Fannie and Freddie acquired $1.2 trillion of loans from banks and other lenders from 1993 to 2007. This amounted to 62% of all such conventional home purchase loans with a down payment of 5% or less that were originated nationwide over the same period.

Fannie and Freddie also acquired $2.2 trillion in subprime loans and private securities backed by subprime loans from 1997 to 2007. Acorn and the other advocacy groups succeeded at getting Congress to mandate "innovative and flexible" lending practices such as higher debt ratios and creative definitions of income. And the serious delinquency rate on Fannie and Freddie's $1.5 trillion in high-risk loans was 10.3% as of Sept. 30, 2009.

This is about seven times the delinquency rate on the GSEs' traditional loans. Fifty percent of the high-risk loans are estimated to be CRA loans, with much of the remainder useful to the GSEs in meeting their affordable-housing goals.

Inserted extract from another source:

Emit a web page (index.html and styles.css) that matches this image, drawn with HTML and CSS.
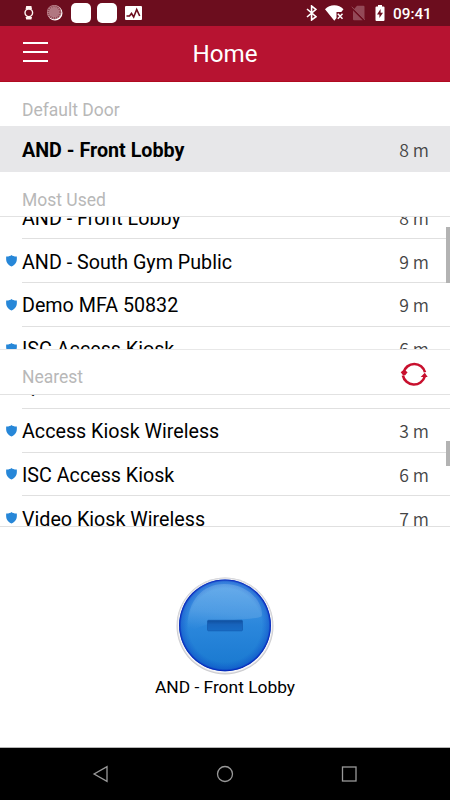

The flood of CRA and affordable-housing loans with loosened underwriting standards, combined with declining mortgage interest rates—to 5% in 2003 from 10% in early 1991—resulted in a massive increase in borrowing capacity and fueled a house price bubble of unprecedented magnitude over the period 1997-2006.

Now this history may repeat itself as many of the same community groups are pushing Congress to expand CRA to cover all mortgage lenders, credit unions, insurance companies and others financial industry segments. Are we about to set the stage for another catastrophe?

Vote Obama in 2012, a sure vote for Socialism, A Change You Can Believe In.